The first salesperson was distinguished, well-dressed, and spoke in that confident way of knowing what was best for me. He picked out a suit for me, and we noticed that the back of the suit caved in. His rationale? It was because I’m a skinny person. Next!
The second salesperson on the other hand, welcomed me warmly, congratulated me about the wedding, asked about who my bride-to-be was, how the wedding planning was going. He was genuinely excited about my engagement and exuded delight at being able to find the right suit for me. And he did (the back of the suit did not cave in). Even after the sale however, he suggested that I hold off on the decision because he wanted to order in a few more new styles in from the head office. Sold!
It is so simple it seems. Be genuinely interested in helping your customers. Especially in an industry where you are selling thousand dollar suits, customers want to trust that you are listening.
The hard part, of course, is that you want to make a sale. Maybe you need the extra money or you want to get rich. Slowly, but subtly, you rationalize that this is the best product for the customer and you don’t need to spend all this extra fluffy time building relationship.
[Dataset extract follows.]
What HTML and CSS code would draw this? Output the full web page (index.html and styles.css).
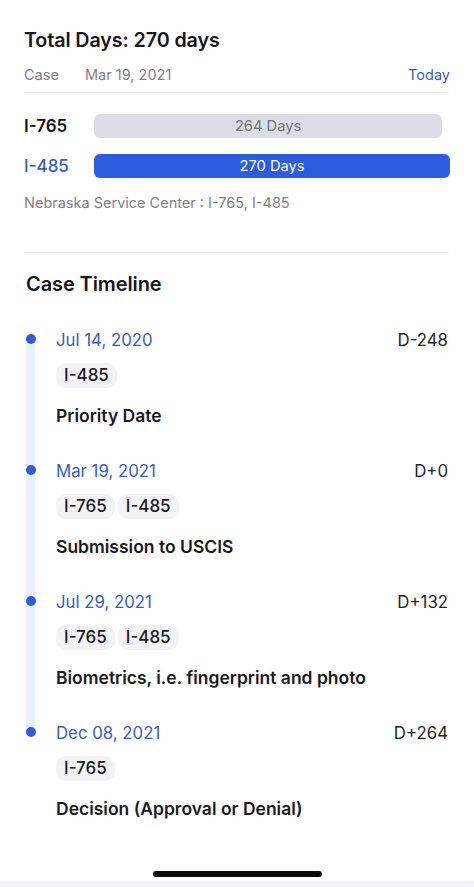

For high-end industries, this is likely a losing approach.
So what specifically did the second salesperson do that was so effective?
- He knew his products and was excited about them.
- He connected with what was important to me.
- He listened. I repeat… he actually listened.
- He demonstrated that meeting my need was more important than making a sale.
Ultimately, you cannot fake the above. It comes back to a fundamental desire to be truly helpful to others. Get this quality down and it’ll be much easier to get the others.